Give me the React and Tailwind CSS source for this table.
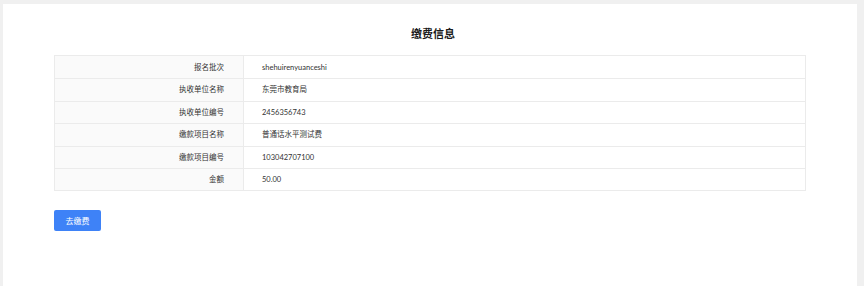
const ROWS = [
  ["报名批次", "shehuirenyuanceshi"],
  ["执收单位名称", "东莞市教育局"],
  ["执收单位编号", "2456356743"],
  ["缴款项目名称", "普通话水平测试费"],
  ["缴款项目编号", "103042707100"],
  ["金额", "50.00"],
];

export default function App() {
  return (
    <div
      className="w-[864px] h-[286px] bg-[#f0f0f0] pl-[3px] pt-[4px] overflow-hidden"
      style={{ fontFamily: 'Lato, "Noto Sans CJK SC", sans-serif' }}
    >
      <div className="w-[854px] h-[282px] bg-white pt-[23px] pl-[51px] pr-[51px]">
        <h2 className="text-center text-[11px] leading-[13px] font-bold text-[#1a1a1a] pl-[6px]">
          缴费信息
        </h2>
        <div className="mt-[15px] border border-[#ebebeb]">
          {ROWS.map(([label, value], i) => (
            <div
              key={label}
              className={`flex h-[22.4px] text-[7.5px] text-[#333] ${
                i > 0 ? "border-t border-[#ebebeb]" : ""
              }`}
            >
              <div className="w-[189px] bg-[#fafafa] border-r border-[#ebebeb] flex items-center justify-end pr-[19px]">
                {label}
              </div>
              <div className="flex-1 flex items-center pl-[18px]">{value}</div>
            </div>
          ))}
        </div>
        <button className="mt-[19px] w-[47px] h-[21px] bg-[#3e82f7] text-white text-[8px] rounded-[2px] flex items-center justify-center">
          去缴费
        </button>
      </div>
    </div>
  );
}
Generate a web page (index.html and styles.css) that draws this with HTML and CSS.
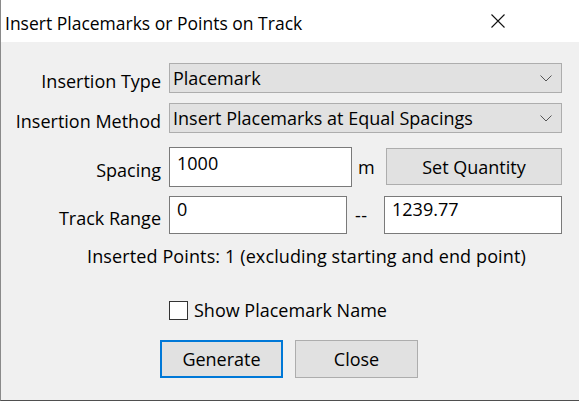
****************
Stated problem - Each line above is to be copied verbatim. Drop any image from the copy.

Worked answer -
Give me the React and Tailwind CSS source for this table.
const ROWS = [
  ["报名批次", "shehuirenyuanceshi"],
  ["执收单位名称", "东莞市教育局"],
  ["执收单位编号", "2456356743"],
  ["缴款项目名称", "普通话水平测试费"],
  ["缴款项目编号", "103042707100"],
  ["金额", "50.00"],
];

export default function App() {
  return (
    <div
      className="w-[864px] h-[286px] bg-[#f0f0f0] pl-[3px] pt-[4px] overflow-hidden"
      style={{ fontFamily: 'Lato, "Noto Sans CJK SC", sans-serif' }}
    >
      <div className="w-[854px] h-[282px] bg-white pt-[23px] pl-[51px] pr-[51px]">
        <h2 className="text-center text-[11px] leading-[13px] font-bold text-[#1a1a1a] pl-[6px]">
          缴费信息
        </h2>
        <div className="mt-[15px] border border-[#ebebeb]">
          {ROWS.map(([label, value], i) => (
            <div
              key={label}
              className={`flex h-[22.4px] text-[7.5px] text-[#333] ${
                i > 0 ? "border-t border-[#ebebeb]" : ""
              }`}
            >
              <div className="w-[189px] bg-[#fafafa] border-r border-[#ebebeb] flex items-center justify-end pr-[19px]">
                {label}
              </div>
              <div className="flex-1 flex items-center pl-[18px]">{value}</div>
            </div>
          ))}
        </div>
        <button className="mt-[19px] w-[47px] h-[21px] bg-[#3e82f7] text-white text-[8px] rounded-[2px] flex items-center justify-center">
          去缴费
        </button>
      </div>
    </div>
  );
}
Generate a web page (index.html and styles.css) that draws this with HTML and CSS.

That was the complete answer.